O gesto de Fidel, que ele mesmo vem tratando em suas últimas reflexões, revela que foi uma decisão muito refletida. Do ponto de vista dos amigos de Cuba e da experiência daquele país, essa decisão indica que a opção do comandante foi a de continuar a serviço da revolução até o seu último suspiro. Não se trata de uma renúncia. Pelo contrário: é a assunção de um novo compromisso, com as condições pessoais de sua saúde e de sua idade. Fidel escolheu dedicar à revolução todas as suas energias e sua grande capacidade intelectual em outra trincheira. Vejo nisso o valor de sua consciência revolucionária .


 


 


E a mídia hegemônica festejou a decisão como sendo uma renúncia…
Temos uma mídia ignorante e pobre no Brasil e no mundo. Toda vez que se trata de noticiar ou opinar sobre os processos de revolução, nomeadamente sobre Cuba, essa mídia falsifica, tergiversa, engana e mente. Por isso fez esse carnaval com a suposta “renúncia” de Fidel.

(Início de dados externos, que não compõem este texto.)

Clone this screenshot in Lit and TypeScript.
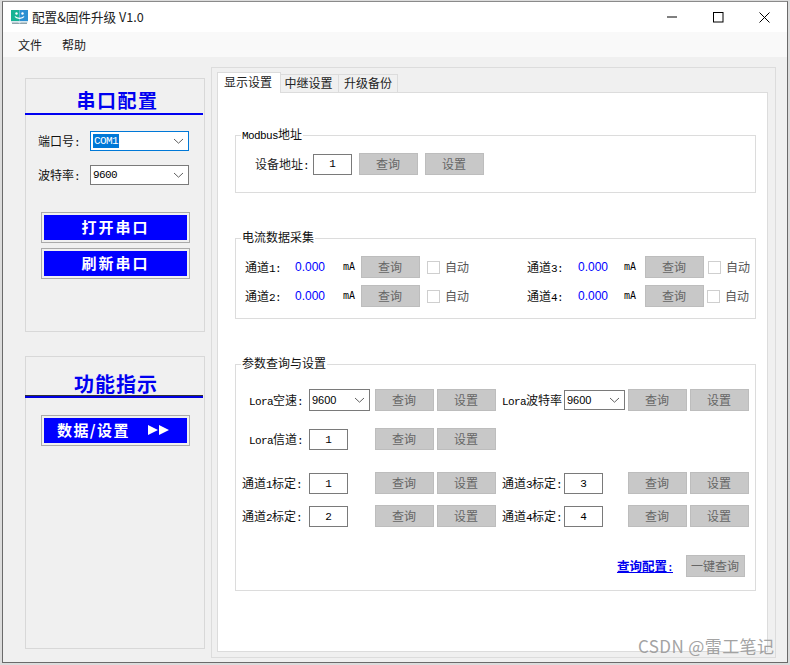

Mas, a realidade fala por si e esses veículos vão se desapontar porque Fidel escolheu outra trincheira, a da luta de idéias. E a luta de idéias é o terreno onde nós, revolucionários – e Fidel à frente de todos os revolucionários – mais têm razão e onde não assiste nenhuma razão aos inimigos que não têm ética, defendem idéias falsas e um sistema condenado, que é o capitalismo. O sistema capitalista defende a guerra e vilipendia os direitos dos povos. Fidel e os revolucionários querem a conquista de um mundo novo, socialista. Na verdade, Fidel vai continuar atuando nesta área porque sempre foi um comandante da luta de idéias. O mundo vai agradecer a Fidel por mais este serviço que dedica à tarefa de ajudar na libertação da humanidade. Pela importância de Fidel nos séculos 20 e 21, a mídia foi obrigada a se dedicar ao tema, mesmo mentindo, porque Cuba atrai as atenções de todo o mundo. E isso acontece não porque a ilha seja uma potência geopolítica, mas pela força de suas idéias. O pronunciamento do presidente norte-americano, por sua vez, demonstra que Bush é um homem desmoralizado. Segundo ele, este era o momento de asfixiar Cuba. Os pronunciamentos dos  pré-candidatos à presidência dos EUA mostram que, no que diz respeito a Cuba, todos adotam posições hostis. Acho que qualquer um desses que for eleito vai ser mais um chefe de Estado a ser derrotado pela revolução cubana. Todos tentaram acabar com ela e não conseguiram. 


 


 



Na sua avaliação, o que demonstra a eleição de Raúl Castro para a presidência do país?
Acho que o inimigo vai também se desapontar porque eles estão apostando que a eleição do novo presidente vai abrir um outro capítulo de transição para a chamada democracia ocidental, nos moldes estadunidenses, transformando Cuba no paraíso do capital estrangeiro. São ilusões que vão se esboroar diante da realidade de que os cubanos tiveram a capacidade de preparar a transição geracional da revolução. E com a capacidade que tiveram de fazer a transição através das gerações, tendo educado o povo dentro do espírito de unidade e de apoio à revolução e de luta contra o inimigo, o que os cubanos estão fazendo é garantir a continuidade da revolução. Obviamente, corrigindo os defeitos porque isso também faz parte do processo, abrindo novas perspectivas, percorrendo novos caminhos, mas sempre no rumo revolucionário. Temos a convicção de que o que está acontecendo em Cuba não é outra coisa senão a transição para se consolidar e aprofundar sua revolução.